Action simulation fidelity
Long-horizon forecasting
Simulative reasoning and planning

Action fidelity is about whether the model’s simulation of movements is believable and consistent. Long-horizon forecasting checks if it can predict what should happen further out, not just next frame. Simulative reasoning and planning assess whether the model can follow a plan and understand consequences over time.

Hitting those marks matters for labs building agents, for developers shipping autonomy features, and for teams that want decision-support systems grounded in physical plausibility.

Why it matters for the UAE and beyond

PAN was introduced in Abu Dhabi on 13 November 2025, led by MBZUAI’s Institute of Foundation Models. IFM says its goal is to build rigorous, open foundation models with teams across Abu Dhabi, Paris and Silicon Valley.
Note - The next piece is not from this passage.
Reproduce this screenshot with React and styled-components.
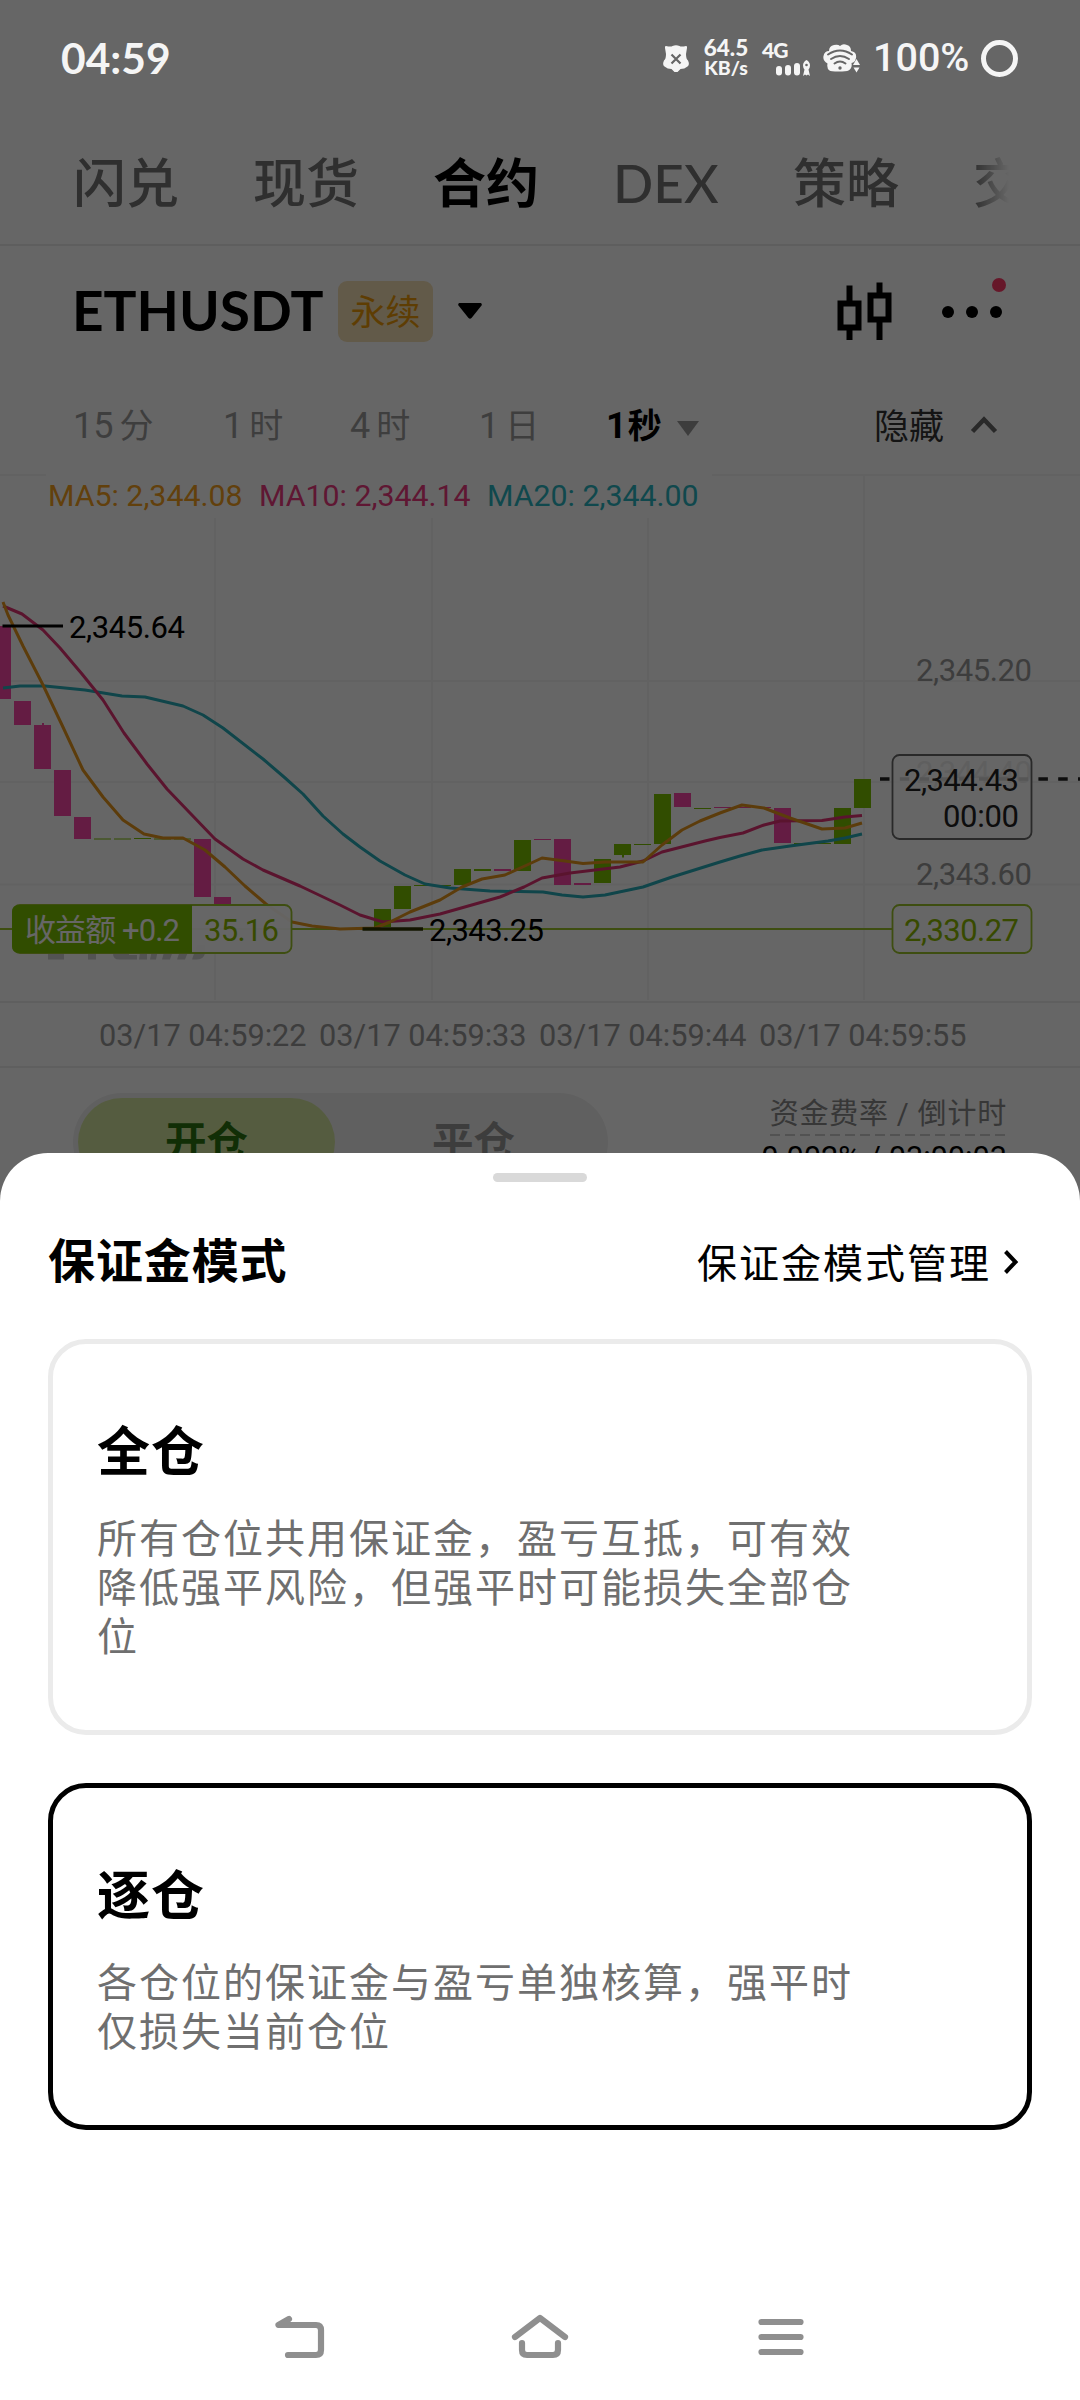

Signals continued investment in practical AI research in the UAE
Links to MBZUAI’s wider push on efficient models and agentic systems
Connects to an international network of researchers

The region is already leaning into agentic and efficient AI work, from initiatives like K2 Think to cloud infrastructure plays. PAN fits that picture by targeting the reasoning and planning gap that sits between flashy demos and systems you can trust. For recent context, see our coverage of K2 Think and the UAE’s growing AI stack.

Where to learn more

MBZUAI points to three resources for readers who want to dig into PAN.

As the materials roll out, expect more technical detail and examples. We’ll update this piece as public artefacts become available.

FAQ

What is PAN in simple terms?

It’s a model from MBZUAI’s IFM that understands and simulates how a scene changes, keeping video sequences logical over time while following natural-language instructions.

How is PAN different from typical video generators?

Most tools create short, isolated clips. PAN maintains continuity and causal links across time, so sequences feel connected and responsive to your instruction.

What does “Generative Latent Prediction” mean?

PAN stores a structured memory of the scene (the latent state), predicts how it should evolve, then decodes it into short video segments. Repeating this keeps visuals coherent over longer horizons.

What can PAN be used for?

The reported strengths point to robotics, autonomous systems, and decision-support research, where modelling actions and consequences matters.

Who’s behind PAN?

MBZUAI’s Institute of Foundation Models, with teams spanning Abu Dhabi, Paris and Silicon Valley, focused on scientifically rigorous and open foundation models.